Lange hat der Handballer Michael Kraus auf seine Rückkehr in der Nationalmannschaft warten müssen. Nun wäre es so weit gewesen, doch der 29-Jährige muss absagen - weil er mitten in seinen Abiturprüfungen steckt. Kraus' Planung zeigt, dass sich die Lebenswege von Fußballern und anderen Spitzensportlern nach wie vor deutlich unterscheiden.

Von Carsten Eberts, Hamburg

Der Handballer Michael Kraus hat in der vergangenen Woche viel gefeiert, etwa am Sonntagnachmittag auf dem Hamburger Rathausmarkt. Da entblößte sich Kraus vor 8000 Fans zu Joe Cockers "You can leave your hat on" bis auf die Unterhose, tanzte unter dem Gejohle des Publikums den bronzenen Champions-League-Pokal an, den er eine Woche zuvor mit dem HSV Hamburg gewonnen hatte.

Michael Kraus, genannt "Mimi", ist dies wirklich zu gönnen. Für Kraus war es nicht immer einfach in seiner Karriere: Er hat schwierige Phasen hinter sich, spielte häufig nicht so gut, wie er konnte, galt als unvollendetes Genie. Häufig stand er sich auch selbst im Weg. Sein letzter Auftritt in der Nationalmannschaft ist zwei Jahre her.

Die vergangene Woche tat Kraus deshalb außerordentlich gut. Erst der überraschende Champions-League-Sieg mit dem HSV Hamburg, bei dem Kraus im Finale gegen Barcelona eine wichtige Rolle spielte. Dann die große Feier mit den Fans zum Saisonabschluss. Zwischenrein platzte die Nominierung für die Länderspiele der Nationalmannschaft gegen Montenegro und Israel. Kraus war endlich wieder obenauf - dort, wo er auch hingehört. Schließlich gibt es kaum einen Handballer, der mit größerem Talent gesegnet ist.

Die wichtigen Spiele mit der Nationalmannschaft, bei denen es am Mittwoch (in Montenegro) und Samstag (gegen Israel) um die EM-Qualifikation geht, hat Kraus trotzdem abgesagt. Aus einem besonderen Grund: Kraus, der im September 30 Jahre alt wird, steht kurz vor seinen Abiturprüfungen. Ihm blute das Herz, erklärte Kraus, aber: "Ich habe mich total über den Anruf des Bundestrainers gefreut und wollte unbedingt spielen. Doch ich habe zwei Jahre lang hart für dieses Abitur gearbeitet, und das will ich jetzt auch durchziehen."

Kraus vollzieht gerade eine Zäsur in seiner Karriere. Nach drei Jahren beim Spitzenklub in Hamburg, mit dem er deutscher Meister und nun auch Champions-League-Sieger wurde, wechselt er zurück nach Göppingen, wo er einst entdeckt wurde.
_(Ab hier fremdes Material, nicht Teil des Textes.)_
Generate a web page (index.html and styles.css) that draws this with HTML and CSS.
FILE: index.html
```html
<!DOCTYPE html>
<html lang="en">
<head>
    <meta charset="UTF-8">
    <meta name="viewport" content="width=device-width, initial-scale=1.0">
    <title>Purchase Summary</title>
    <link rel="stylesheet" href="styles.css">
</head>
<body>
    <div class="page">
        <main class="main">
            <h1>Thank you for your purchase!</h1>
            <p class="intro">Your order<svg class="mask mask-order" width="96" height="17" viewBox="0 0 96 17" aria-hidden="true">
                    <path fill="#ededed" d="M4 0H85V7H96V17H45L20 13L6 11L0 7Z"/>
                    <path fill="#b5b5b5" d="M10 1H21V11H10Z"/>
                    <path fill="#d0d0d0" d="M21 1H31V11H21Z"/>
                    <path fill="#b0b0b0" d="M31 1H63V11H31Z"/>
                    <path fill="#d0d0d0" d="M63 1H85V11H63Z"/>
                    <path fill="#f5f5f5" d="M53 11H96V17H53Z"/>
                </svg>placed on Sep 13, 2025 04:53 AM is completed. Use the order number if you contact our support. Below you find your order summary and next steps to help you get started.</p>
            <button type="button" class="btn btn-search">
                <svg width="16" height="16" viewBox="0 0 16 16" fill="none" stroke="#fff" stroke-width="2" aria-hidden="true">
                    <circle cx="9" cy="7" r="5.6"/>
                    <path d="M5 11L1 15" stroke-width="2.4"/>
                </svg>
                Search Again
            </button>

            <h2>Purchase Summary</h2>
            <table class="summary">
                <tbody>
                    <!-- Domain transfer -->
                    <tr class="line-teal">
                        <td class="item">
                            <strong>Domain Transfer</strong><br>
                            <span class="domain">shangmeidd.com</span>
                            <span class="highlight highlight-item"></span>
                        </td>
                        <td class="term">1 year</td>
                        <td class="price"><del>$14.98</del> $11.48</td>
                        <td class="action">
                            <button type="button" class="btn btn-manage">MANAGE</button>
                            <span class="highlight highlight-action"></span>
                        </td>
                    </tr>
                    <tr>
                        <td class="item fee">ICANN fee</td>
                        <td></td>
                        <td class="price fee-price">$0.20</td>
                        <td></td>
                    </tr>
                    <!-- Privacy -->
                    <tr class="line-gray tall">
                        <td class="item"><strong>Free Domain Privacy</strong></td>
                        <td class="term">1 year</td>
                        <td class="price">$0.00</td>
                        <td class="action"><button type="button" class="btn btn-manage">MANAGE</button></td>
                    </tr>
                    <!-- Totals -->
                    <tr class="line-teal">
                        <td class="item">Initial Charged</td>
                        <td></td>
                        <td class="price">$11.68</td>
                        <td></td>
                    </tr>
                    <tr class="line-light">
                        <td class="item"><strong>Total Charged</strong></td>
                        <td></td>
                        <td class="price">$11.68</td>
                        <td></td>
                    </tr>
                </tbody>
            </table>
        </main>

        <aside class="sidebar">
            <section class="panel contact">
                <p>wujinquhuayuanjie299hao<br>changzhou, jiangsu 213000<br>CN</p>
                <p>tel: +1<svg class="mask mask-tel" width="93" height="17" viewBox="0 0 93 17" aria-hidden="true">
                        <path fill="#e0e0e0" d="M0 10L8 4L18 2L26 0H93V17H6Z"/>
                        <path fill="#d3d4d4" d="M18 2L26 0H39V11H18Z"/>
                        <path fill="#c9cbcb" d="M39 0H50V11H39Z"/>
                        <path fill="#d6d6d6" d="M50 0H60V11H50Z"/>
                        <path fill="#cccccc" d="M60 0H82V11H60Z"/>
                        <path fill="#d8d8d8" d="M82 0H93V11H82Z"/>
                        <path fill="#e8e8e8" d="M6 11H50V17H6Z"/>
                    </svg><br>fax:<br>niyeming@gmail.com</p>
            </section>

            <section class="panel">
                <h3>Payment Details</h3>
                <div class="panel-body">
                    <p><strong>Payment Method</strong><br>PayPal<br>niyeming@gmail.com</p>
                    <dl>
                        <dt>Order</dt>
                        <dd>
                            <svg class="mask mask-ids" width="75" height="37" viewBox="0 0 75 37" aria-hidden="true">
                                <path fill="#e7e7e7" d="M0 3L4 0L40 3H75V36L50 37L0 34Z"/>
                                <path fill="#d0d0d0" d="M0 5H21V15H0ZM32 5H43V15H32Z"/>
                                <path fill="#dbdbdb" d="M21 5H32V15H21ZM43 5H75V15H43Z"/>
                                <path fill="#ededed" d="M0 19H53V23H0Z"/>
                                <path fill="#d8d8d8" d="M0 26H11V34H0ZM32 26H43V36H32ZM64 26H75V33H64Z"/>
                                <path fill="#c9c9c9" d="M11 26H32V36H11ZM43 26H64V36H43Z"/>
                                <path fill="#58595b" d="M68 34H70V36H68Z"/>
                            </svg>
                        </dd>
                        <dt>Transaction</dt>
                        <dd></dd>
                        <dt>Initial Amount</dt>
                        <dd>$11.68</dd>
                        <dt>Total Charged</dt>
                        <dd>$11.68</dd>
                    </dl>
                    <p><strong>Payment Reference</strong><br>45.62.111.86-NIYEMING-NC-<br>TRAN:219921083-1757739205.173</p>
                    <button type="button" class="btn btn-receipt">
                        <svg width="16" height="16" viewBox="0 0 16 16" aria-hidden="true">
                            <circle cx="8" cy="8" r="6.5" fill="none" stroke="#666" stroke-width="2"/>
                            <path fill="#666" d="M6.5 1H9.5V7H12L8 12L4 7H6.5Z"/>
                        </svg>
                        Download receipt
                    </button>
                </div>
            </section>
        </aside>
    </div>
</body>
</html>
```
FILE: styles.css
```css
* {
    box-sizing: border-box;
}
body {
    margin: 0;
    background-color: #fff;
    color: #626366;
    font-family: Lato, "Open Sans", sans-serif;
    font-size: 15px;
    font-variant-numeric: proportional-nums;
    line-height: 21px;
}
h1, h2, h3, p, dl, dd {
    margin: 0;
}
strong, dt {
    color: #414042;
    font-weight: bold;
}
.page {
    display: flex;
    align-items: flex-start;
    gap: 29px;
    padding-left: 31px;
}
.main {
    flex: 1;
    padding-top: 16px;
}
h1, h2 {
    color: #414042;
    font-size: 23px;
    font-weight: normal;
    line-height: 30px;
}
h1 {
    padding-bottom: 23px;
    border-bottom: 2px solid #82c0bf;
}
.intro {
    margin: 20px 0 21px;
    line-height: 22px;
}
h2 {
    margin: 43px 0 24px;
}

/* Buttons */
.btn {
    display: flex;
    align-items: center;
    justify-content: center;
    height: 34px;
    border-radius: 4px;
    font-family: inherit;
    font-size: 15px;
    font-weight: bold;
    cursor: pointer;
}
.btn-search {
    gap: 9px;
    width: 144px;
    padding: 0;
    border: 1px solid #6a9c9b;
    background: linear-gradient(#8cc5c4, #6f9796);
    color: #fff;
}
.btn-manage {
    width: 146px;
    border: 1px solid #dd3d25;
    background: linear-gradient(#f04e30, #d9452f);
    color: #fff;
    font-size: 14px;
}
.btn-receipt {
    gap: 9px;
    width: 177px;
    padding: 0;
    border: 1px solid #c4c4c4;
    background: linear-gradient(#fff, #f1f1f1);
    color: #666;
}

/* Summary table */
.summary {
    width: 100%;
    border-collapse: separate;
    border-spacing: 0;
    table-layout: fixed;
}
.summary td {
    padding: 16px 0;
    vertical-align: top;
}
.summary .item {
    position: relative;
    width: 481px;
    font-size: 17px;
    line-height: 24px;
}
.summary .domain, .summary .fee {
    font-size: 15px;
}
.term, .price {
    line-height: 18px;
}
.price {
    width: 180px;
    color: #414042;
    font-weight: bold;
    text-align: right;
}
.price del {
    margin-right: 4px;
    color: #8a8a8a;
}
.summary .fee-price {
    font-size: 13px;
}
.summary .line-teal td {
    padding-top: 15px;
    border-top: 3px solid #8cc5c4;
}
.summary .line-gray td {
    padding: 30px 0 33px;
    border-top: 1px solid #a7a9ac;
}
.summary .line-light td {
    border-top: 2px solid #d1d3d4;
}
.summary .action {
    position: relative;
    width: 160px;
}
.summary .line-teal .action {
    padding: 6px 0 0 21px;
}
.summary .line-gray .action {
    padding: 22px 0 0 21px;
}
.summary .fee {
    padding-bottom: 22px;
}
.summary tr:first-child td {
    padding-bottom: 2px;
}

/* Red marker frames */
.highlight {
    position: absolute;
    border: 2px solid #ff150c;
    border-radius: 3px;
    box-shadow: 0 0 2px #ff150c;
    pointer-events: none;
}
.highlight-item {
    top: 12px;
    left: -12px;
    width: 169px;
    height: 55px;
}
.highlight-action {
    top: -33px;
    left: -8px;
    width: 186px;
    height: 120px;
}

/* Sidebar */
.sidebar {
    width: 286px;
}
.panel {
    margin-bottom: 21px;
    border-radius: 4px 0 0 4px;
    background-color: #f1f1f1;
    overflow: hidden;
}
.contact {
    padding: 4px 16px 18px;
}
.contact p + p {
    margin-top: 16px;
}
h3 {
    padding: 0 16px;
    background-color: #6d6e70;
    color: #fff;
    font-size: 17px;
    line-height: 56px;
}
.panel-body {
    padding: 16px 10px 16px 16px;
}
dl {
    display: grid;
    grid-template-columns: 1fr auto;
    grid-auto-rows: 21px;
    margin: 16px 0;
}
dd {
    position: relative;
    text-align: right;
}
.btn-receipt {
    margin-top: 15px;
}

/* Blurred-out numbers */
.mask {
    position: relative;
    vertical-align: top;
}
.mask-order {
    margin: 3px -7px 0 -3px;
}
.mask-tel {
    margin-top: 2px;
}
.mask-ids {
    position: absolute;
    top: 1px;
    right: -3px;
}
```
Doch er denkt bereits weiter, will Internationale BWL studieren, dafür braucht er zunächst Abitur. Laut Bild-Zeitung muss Kraus in dieser Woche drei Leistungsnachweise abliefern, die er nicht verschieben kann. Sonst wäre der geplante Studienbeginn im Herbst unmöglich.

Kraus' Planung zeigt, dass sich die Lebenswege von Fußballern und anderen Spitzensportlern nach wie vor deutlich unterscheiden. Die besten Fußballer haben nach ihrem Karriereende meist ausgesorgt, können zudem wählen, ob sie dem Apparat erhalten bleiben wollen (etwa als Experten). Vergleichbaren Spitzenkräften aus anderen Sportarten, auch wenn sie gut verdienen, geht es anders. Sie müssen sich rechtzeitig um eine Anschlusskarriere kümmern. Sei es mit Abitur, Studium oder Ausbildung.
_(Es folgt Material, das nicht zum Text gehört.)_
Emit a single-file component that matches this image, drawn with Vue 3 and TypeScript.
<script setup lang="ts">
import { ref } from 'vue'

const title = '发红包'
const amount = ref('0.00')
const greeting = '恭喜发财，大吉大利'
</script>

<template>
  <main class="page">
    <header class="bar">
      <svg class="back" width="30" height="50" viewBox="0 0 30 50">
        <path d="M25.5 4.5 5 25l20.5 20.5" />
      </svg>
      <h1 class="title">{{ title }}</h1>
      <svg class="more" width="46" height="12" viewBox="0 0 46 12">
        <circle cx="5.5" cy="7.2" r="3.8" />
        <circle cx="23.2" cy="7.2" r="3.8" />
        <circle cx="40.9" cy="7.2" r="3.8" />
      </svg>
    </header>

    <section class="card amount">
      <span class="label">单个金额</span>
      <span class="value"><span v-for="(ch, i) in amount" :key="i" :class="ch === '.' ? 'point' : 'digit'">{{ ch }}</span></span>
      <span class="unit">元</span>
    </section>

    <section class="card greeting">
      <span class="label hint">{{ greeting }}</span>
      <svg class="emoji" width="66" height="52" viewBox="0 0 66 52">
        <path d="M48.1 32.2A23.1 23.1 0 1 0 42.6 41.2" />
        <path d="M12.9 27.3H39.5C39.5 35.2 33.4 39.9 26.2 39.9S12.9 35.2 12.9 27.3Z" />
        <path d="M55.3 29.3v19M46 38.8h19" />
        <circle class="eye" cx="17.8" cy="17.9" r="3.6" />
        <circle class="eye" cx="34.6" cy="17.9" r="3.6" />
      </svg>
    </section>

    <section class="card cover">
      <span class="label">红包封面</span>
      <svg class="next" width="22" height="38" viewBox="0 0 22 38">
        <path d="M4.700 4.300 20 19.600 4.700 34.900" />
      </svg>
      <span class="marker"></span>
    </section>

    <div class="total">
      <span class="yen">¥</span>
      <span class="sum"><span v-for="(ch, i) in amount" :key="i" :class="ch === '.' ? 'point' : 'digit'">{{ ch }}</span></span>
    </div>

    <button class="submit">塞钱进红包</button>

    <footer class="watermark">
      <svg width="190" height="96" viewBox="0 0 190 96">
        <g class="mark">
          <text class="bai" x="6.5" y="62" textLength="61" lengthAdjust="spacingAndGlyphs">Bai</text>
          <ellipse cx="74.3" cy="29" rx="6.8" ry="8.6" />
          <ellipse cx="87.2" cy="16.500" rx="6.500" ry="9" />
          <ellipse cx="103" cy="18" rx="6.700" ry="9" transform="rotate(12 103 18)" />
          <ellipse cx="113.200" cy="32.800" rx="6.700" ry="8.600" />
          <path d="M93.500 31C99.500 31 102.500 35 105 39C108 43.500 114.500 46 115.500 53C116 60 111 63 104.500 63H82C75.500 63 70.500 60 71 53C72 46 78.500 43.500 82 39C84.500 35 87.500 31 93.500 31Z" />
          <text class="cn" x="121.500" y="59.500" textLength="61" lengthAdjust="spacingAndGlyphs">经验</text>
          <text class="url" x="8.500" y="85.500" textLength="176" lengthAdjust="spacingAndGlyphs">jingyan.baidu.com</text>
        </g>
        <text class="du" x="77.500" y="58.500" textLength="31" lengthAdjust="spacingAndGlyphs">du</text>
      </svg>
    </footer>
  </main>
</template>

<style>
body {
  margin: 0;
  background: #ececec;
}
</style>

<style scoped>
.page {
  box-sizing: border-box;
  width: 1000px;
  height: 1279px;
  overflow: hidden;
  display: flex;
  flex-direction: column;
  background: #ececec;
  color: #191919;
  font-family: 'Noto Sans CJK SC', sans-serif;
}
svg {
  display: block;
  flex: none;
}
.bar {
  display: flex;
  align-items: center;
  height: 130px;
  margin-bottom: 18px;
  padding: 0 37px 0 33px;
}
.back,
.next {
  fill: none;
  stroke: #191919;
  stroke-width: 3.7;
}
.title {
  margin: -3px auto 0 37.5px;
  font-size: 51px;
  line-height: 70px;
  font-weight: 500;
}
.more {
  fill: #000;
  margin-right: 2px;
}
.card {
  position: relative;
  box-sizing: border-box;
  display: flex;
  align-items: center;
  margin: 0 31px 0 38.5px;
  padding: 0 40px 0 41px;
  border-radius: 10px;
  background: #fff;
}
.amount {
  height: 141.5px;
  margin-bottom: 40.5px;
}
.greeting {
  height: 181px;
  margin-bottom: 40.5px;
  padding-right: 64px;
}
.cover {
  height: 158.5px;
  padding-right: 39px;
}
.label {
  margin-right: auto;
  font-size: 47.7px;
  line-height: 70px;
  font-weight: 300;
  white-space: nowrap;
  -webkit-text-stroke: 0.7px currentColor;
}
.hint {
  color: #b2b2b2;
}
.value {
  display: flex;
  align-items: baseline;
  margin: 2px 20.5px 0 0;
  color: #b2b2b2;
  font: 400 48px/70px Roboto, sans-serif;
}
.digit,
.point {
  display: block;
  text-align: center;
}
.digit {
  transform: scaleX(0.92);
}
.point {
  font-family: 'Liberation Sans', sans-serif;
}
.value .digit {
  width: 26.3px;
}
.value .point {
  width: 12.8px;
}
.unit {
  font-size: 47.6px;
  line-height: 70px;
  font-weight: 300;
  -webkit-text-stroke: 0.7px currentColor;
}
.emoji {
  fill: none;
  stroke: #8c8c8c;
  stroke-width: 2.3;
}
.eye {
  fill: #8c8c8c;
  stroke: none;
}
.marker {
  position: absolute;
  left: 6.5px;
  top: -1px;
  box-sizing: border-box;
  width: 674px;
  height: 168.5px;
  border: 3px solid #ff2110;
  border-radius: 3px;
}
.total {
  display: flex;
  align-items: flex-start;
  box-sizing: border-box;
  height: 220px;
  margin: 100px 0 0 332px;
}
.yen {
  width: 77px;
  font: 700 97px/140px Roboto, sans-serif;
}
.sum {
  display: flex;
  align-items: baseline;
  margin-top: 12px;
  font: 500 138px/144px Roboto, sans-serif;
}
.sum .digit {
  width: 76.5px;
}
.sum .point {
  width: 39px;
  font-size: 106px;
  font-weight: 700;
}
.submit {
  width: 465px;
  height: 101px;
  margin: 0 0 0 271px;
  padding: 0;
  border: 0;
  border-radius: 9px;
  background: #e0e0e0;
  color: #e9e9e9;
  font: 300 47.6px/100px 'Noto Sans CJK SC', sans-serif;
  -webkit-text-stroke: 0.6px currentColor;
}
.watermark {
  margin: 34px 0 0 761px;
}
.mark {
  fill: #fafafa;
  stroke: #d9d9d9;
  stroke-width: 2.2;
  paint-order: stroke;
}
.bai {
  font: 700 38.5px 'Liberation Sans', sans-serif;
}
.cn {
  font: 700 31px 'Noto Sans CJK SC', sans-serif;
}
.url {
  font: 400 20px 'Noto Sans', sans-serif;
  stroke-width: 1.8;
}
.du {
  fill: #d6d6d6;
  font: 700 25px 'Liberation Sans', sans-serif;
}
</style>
Auch die Reaktion von Bundestrainer Martin Heuberger steht dafür: Er hat die Entscheidung seines Mittelmanns sofort akzeptiert. "Ich kann Mimi verstehen", ließ Heuberger ausrichten. Er wollte Kraus nach seinen tollen Leistungen als Ersatz für den verletzten Sven-Sören Christoffersen mitnehmen. Nun hat Heuberger den jungen Göppinger Tim Kneule nominiert.